Leggett took the remains to Oklahoma last month and spread them on their grandparents’ graves. He was glad to finally give his brother a dignified tribute, he said, but he can’t shake the sense that his last wishes had been violated.

One reason Dale was so private: He had a deep mistrust of the government and the health care industry.

“That’s just one more reason why I believe he never would have agreed to or wanted anything done with his body,” Leggett said.

Nika Michelle Hodges 

When she was healthy, Nika Hodges loved to write poetry and sing. She was fascinated by astronomy, often gazing up at the stars in wonder. But the 54-year-old mother of three also struggled with addiction and severe schizophrenia, leading to fractured relationships and periods of homelessness.

Her biggest paranoia, according to her children, was that medical professionals would take her away and conduct experiments on her.

Nika Hodges.
Nika Michelle Hodges as a teenager.

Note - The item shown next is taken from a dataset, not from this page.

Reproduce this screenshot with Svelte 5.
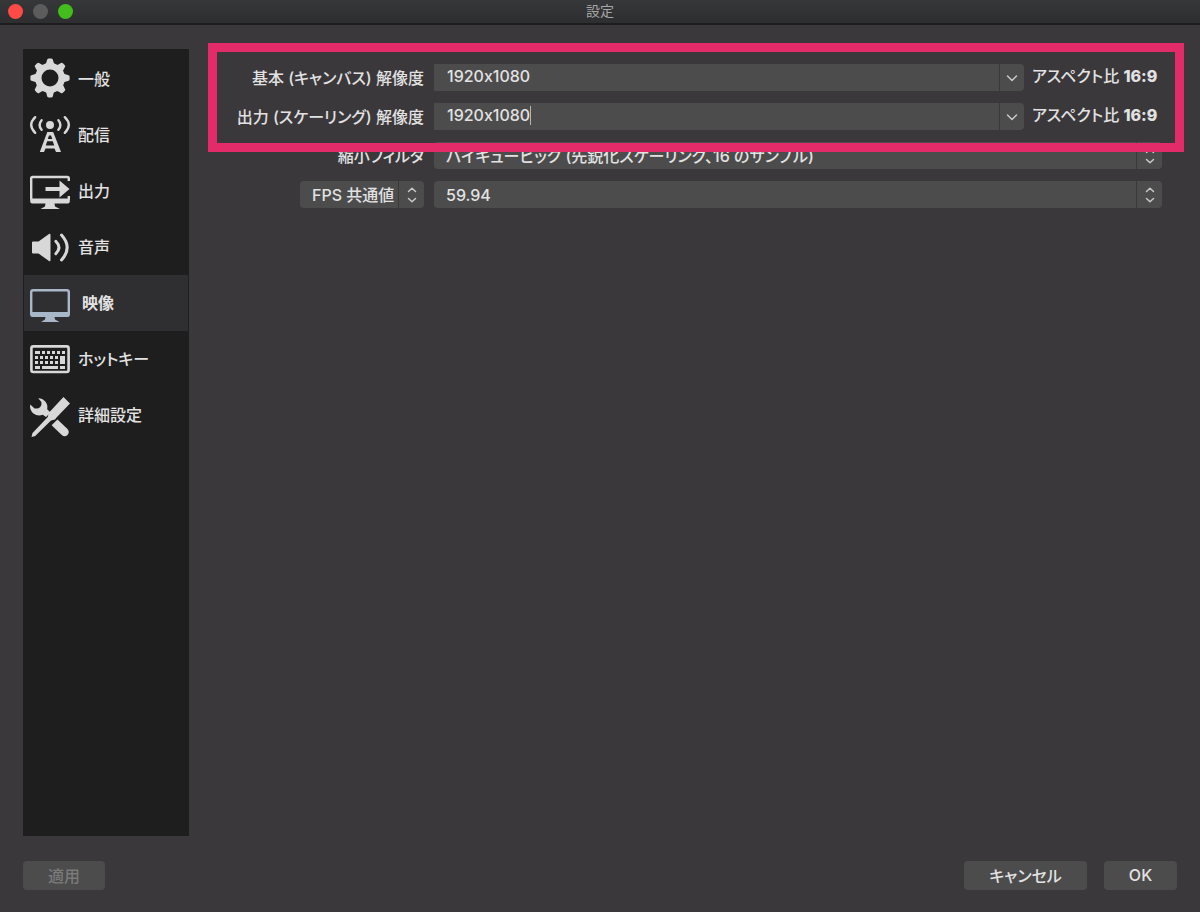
<script lang="ts">
	const sections = [
		{ id: 'general', label: '一般' },
		{ id: 'stream', label: '配信' },
		{ id: 'output', label: '出力' },
		{ id: 'audio', label: '音声' },
		{ id: 'video', label: '映像' },
		{ id: 'hotkeys', label: 'ホットキー' },
		{ id: 'advanced', label: '詳細設定' }
	];

	const teeth = [0, 45, 90, 135, 180, 225, 270, 315];
	const keys = [
		[12, 12], [17, 12], [22, 12], [27, 12], [32, 12],
		[5, 17], [10, 17], [15, 17], [20, 17], [25, 17],
		[5, 22], [10, 22], [15, 22], [20, 22], [25, 22]
	];

	let active = $state('video');
	let base = $state('1920x1080');
	let output = $state('1920x1080');
</script>

{#snippet icon(id: string)}
	<svg class="icon" viewBox="0 0 40 40" aria-hidden="true">
		{#if id === 'general'}
			<circle cx="20" cy="19" r="11.7" fill="none" stroke="currentColor" stroke-width="6.4" />
			{#each teeth as angle}
				<path d="M13.8 7Q16.6 4.8 17 1.2Q17.2-.6 18.6-.6H21.4Q22.8-.6 23 1.2Q23.4 4.8 26.2 7Z" transform="rotate({angle} 20 19)" />
			{/each}
		{:else if id === 'stream'}
			<circle cx="20" cy="10" r="4" />
			<g fill="none" stroke="currentColor" stroke-width="2.4" stroke-linecap="round">
				<path d="M11.6 5.2Q7.6 10 11.6 14.8M28.4 5.2Q32.4 10 28.4 14.8" />
				<path d="M5.2 2.2Q-2.8 10 5.2 17.8M34.8 2.2Q42.8 10 34.8 17.8" />
			</g>
			<path fill-rule="evenodd" d="M17.3 17H23.2L31 37H26L24.5 33.5H15.5L14 37H9.8ZM19 20.5L17.8 24H22.3L21 20.5ZM17.2 26.2L15.8 30.6H24.2L22.8 26.2Z" />
		{:else if id === 'output'}
			<path d="M38.8 10V7.5Q38.8 6 37.3 6H2.7Q1.2 6 1.2 7.5V28M38.8 25V29" fill="none" stroke="currentColor" stroke-width="2.4" />
			<path d="M.2 27.5H39.8V30.5Q39.8 32.5 37.8 32.5H2.2Q.2 32.5 .2 30.5ZM15.5 32.5H24.5L25 35.5L30 38H10.5L15 35.5Z" />
			<path d="M15.5 16H29.5V9.5L39.5 18L29.5 26.5V20H15.5Z" />
		{:else if id === 'audio'}
			<path d="M3 14.5H8.5L19 7Q20.5 6.3 20.5 8V33Q20.5 34.7 19 34L8.5 26.5H3Q2 26.5 2 25.5V15.5Q2 14.5 3 14.5Z" />
			<g fill="none" stroke="currentColor" stroke-width="3" stroke-linecap="round">
				<path d="M25.8 14.3Q32 20.5 25.8 26.7" />
				<path d="M31.5 8Q42.8 20.5 31.5 33" />
			</g>
		{:else if id === 'video'}
			<rect x="1.2" y="7.2" width="37.6" height="25" rx="2" fill="none" stroke="currentColor" stroke-width="2.4" />
			<path d="M.2 29H39.8V31.5Q39.8 34 37.8 34H2.2Q.2 34 .2 31.5ZM15.5 34H24.5L25 36.5L29.5 39H11L15 36.5Z" />
		{:else if id === 'hotkeys'}
			<rect x="1.4" y="7.4" width="37.2" height="25.6" rx="2" fill="none" stroke="currentColor" stroke-width="2.6" />
			<path d="M5 12H10V15H5ZM30 17H35V25H30ZM5 27H10V30H5ZM12 27H28V30H12ZM30 27H35V30H30Z" />
			{#each keys as [x, y]}
				<rect {x} {y} width="3" height="3" />
			{/each}
		{:else}
			<path d="M8.2 3.2A9.2 9.2 0 0 1 17.2 14.2L20.5 17.5L16 22L12.8 19.8A9.2 9.2 0 0 1 .2 9.6L4.6 13.4Q8.5 14.2 10.2 12Q12 9.600 11.4 7Z" />
			<path d="M27.5 24.4L37.5 34Q40 37 37.5 40Q34.8 42.500 31.800 40L21.6 30.2Z" />
			<path d="M33.5 2L40 8.4L26.500 22.4L25 24.6L21 25.4L5.200 41L1.5 42L2.5 38L17.8 22L18.600 18Z" />
		{/if}
	</svg>
{/snippet}

{#snippet chevron()}
	<svg class="chevron" viewBox="0 0 12 16" aria-hidden="true"><path d="M1.5 6L6 10.5L10.5 6" /></svg>
{/snippet}

{#snippet updown()}
	<span class="updown">
		<svg class="chevron" viewBox="0 0 12 16" aria-hidden="true"><path d="M2.5 4.5L6 1.2L9.5 4.5M2.5 11.5L6 14.8L9.5 11.5" /></svg>
	</span>
{/snippet}

<div class="window">
	<header class="titlebar">
		<div class="lights">
			<button class="light close" aria-label="閉じる"></button>
			<button class="light minimize" aria-label="しまう" disabled></button>
			<button class="light zoom" aria-label="拡大"></button>
		</div>
		<h1>設定</h1>
	</header>

	<div class="content">
		<nav class="sidebar">
			{#each sections as section}
				<a
					href="#{section.id}"
					class:active={active === section.id}
					onclick={() => (active = section.id)}
				>
					{@render icon(section.id)}
					<span>{section.label}</span>
				</a>
			{/each}
		</nav>

		<main class="form">
			<div class="group">
				<div class="row">
					<label for="base">基本 (キャンバス) 解像度</label>
					<div class="field">
						<div class="combo">
							<input id="base" bind:value={base} />
							<button aria-label="基本解像度の一覧">{@render chevron()}</button>
						</div>
						<span class="aspect">アスペクト比 <b>16:9</b></span>
					</div>
				</div>
				<div class="row">
					<label for="output">出力 (スケーリング) 解像度</label>
					<div class="field">
						<div class="combo">
							<input id="output" bind:value={output} />
							<span class="caret"></span>
							<button aria-label="出力解像度の一覧">{@render chevron()}</button>
						</div>
						<span class="aspect">アスペクト比 <b>16:9</b></span>
					</div>
				</div>
			</div>
			<div class="row">
				<label for="filter">縮小フィルタ</label>
				<div class="select">
					<select id="filter">
						<option>バイキュービック (先鋭化スケーリング、16 のサンプル)</option>
					</select>
					{@render updown()}
				</div>
			</div>
			<div class="row">
				<div class="select fps-type">
					<select aria-label="FPS の種類">
						<option>FPS 共通値</option>
					</select>
					{@render updown()}
				</div>
				<div class="select">
					<select aria-label="FPS">
						<option>59.94</option>
					</select>
					{@render updown()}
				</div>
			</div>
		</main>
	</div>

	<footer class="footer">
		<button class="btn apply" disabled>適用</button>
		<button class="btn cancel">キャンセル</button>
		<button class="btn ok">OK</button>
	</footer>
</div>

<style>
	:global(body) {
		margin: 0;
		background: #3b383b;
	}

	.window {
		box-sizing: border-box;
		display: flex;
		flex-direction: column;
		min-height: 100vh;
		background: #3b383b;
		color: #e2e2e2;
		font-family: Inter, 'Noto Sans CJK JP', sans-serif;
		font-size: 16px;
		font-weight: 500;
		font-feature-settings: 'palt', 'calt' 0;
	}

	button,
	input,
	select {
		box-sizing: border-box;
		margin: 0;
		border: 0;
		color: inherit;
		font: inherit;
		font-feature-settings: inherit;
	}

	.titlebar {
		display: grid;
		grid-template-columns: 1fr auto 1fr;
		align-items: center;
		height: 23px;
		border-bottom: 2px solid #1d1d1e;
		background: linear-gradient(#363739, #2d2e30);
	}

	.lights {
		display: flex;
		gap: 10px;
		padding-left: 8px;
	}

	.light {
		width: 15px;
		height: 15px;
		padding: 0;
		border-radius: 50%;
	}

	.close {
		background: #ff4b47;
	}

	.minimize {
		background: #5c5c5d;
	}

	.zoom {
		background: #43bd1d;
	}

	h1 {
		margin: 0;
		padding-bottom: 2px;
		color: #a6a6a7;
		font-size: 14px;
		font-weight: 400;
		line-height: 20px;
	}

	.content {
		display: flex;
		flex: 1;
		gap: 36px;
		padding: 24px 38px 25px 23px;
	}

	.sidebar {
		box-sizing: border-box;
		flex: none;
		width: 166px;
		padding: 2px 1px;
		background: #1e1e1e;
	}

	.sidebar a {
		display: flex;
		align-items: center;
		gap: 8px;
		height: 56px;
		padding-left: 6px;
		color: inherit;
		text-decoration: none;
	}

	.sidebar span {
		padding-bottom: 2px;
	}

	.sidebar a.active {
		gap: 12px;
		background: #2f2f31;
		font-weight: 700;
	}

	.icon {
		flex: none;
		width: 40px;
		height: 40px;
		overflow: visible;
		color: #d8d8d8;
		fill: currentColor;
	}

	.active .icon {
		color: #a9b8c8;
	}

	.form {
		display: flex;
		flex: 1;
		flex-direction: column;
		gap: 12px;
		min-width: 0;
		padding-top: 15px;
	}

	.group {
		position: relative;
		display: flex;
		flex-direction: column;
		gap: 12px;
	}

	.group::after {
		content: '';
		position: absolute;
		z-index: 1;
		inset: -21px -22px -22px -17px;
		border: 9px solid #e42b6a;
		pointer-events: none;
	}

	.row {
		display: grid;
		grid-template-columns: 199px 1fr;
		gap: 10px;
		align-items: center;
		height: 27px;
	}

	label {
		padding-bottom: 2px;
		text-align: right;
		white-space: nowrap;
	}

	.field {
		display: flex;
		gap: 8px;
	}

	.combo,
	.select {
		position: relative;
		display: flex;
		height: 27px;
		min-width: 0;
	}

	.combo {
		flex: 1;
	}

	.combo input {
		flex: 1;
		min-width: 0;
		padding: 0 13px 3px;
		background: #4c4c4c;
		outline: none;
	}

	.combo button {
		display: grid;
		place-items: center;
		width: 25px;
		padding: 0;
		border-left: 1px solid #393939;
		border-radius: 0 4px 4px 0;
		background: #4c4c4c;
	}

	.caret {
		position: absolute;
		top: 3px;
		left: 96px;
		width: 1px;
		height: 19px;
		background: #b4b4b4;
	}

	.aspect {
		flex: none;
		width: 130px;
		line-height: 24px;
		white-space: nowrap;
	}

	.aspect b {
		font-weight: 800;
	}

	.select select {
		appearance: none;
		width: 100%;
		padding: 0 26px 0 12px;
		border-radius: 4px;
		background: #4c4c4c;
		outline: none;
	}

	.fps-type {
		justify-self: end;
		width: 124px;
	}

	.updown {
		position: absolute;
		top: 0;
		right: 0;
		bottom: 0;
		display: grid;
		place-items: center;
		width: 25px;
		border-left: 1px solid #393939;
		pointer-events: none;
	}

	.chevron {
		width: 12px;
		height: 16px;
		fill: none;
		stroke: #c8c8c8;
		stroke-width: 1.5;
		stroke-linecap: round;
		stroke-linejoin: round;
	}

	.footer {
		display: flex;
		gap: 17px;
		padding: 0 23px 22px;
	}

	.btn {
		height: 29px;
		padding: 0 24px 2px;
		border-radius: 4px;
		background: #4c4c4c;
	}

	.apply {
		min-width: 82px;
		margin-right: auto;
		color: #7a7a7a;
	}

	.cancel {
		min-width: 123px;
	}

	.ok {
		min-width: 73px;
	}
</style>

Courtesy Abigail Willson

“I know 100% for a fact,” said Abigail Willson, her daughter, “she would not have wanted what happened to her.”

Family members had been searching for Hodges since 2021, after she stopped returning messages and disappeared from her apartment. They redoubled their efforts this summer, after the death of Hodges’ father, a longtime police officer in Tarrant County. The private investigator they hired contacted hospitals and homeless shelters before eventually finding her on the list published by NBC News.

Willson and her siblings have struggled to determine how this could have occurred. All they know for certain is that Hodges died at a Fort Worth hospice in May 2023 before being declared unclaimed and donated to the Health Science Center.

The family went to the center in November to demand answers. They left with a box containing Hodges’ remains and a letter indicating her body had been used to train first-year medical students. “UNT Health Science Center and the medical students involved in these types of courses value the selfless sacrifice made by your family,” it read.

But there’s no indication in records obtained by NBC News that Hodges’ body was studied by students in Texas. Instead, another medical school, Touro University, paid the center more than $16,000 to have Hodges’ body and five others shipped to its campus in Great Falls, Montana, in August 2023.

A Touro spokesperson said the school no longer relies on the Health Science Center for bodies needed for student training. Officials at the Health Science Center didn’t answer questions about failures to fully disclose to families how their relatives’ bodies were used. 

Willson and her siblings say they have other unanswered questions, including why nobody contacted them when Hodges died. They said they had several family members living in the area who wouldn’t have been difficult to find.

“It was really, really heartbreaking to read the words ‘unclaimed body,’” Willson said. “Because she would have been claimed. She had a family.”

Carl Robert Yenner

Fran Moore has fond memories growing up in New Jersey with her father, Carl Yenner. An Army veteran who worked at a junkyard and later as a hospital janitor, Yenner used to toss a football around the backyard with Moore and her brothers and take them on long day trips through the countryside.

Carl Robert Yenner.
Carl Robert Yenner.Courtesy Fran Moore

But the siblings struggled to stay in touch with Yenner as he aged. He moved to Texas years ago and didn’t have internet or phone service at his home in Wichita Falls. Yenner died at a Dallas hospital in May 2021 at age 79, but nobody at the hospital or medical examiner contacted his survivors. His son filed a missing person report in Wichita Falls and the family hired a private investigator to try to locate him.

They learned Yenner was dead when an estate lawyer contacted them later in 2021 about selling his home, Moore said. 

For years, nobody could tell them where his remains had gone — until Moore got a call this year from an NBC News reporter who’d found Yenner’s name in records obtained from the Health Science Center.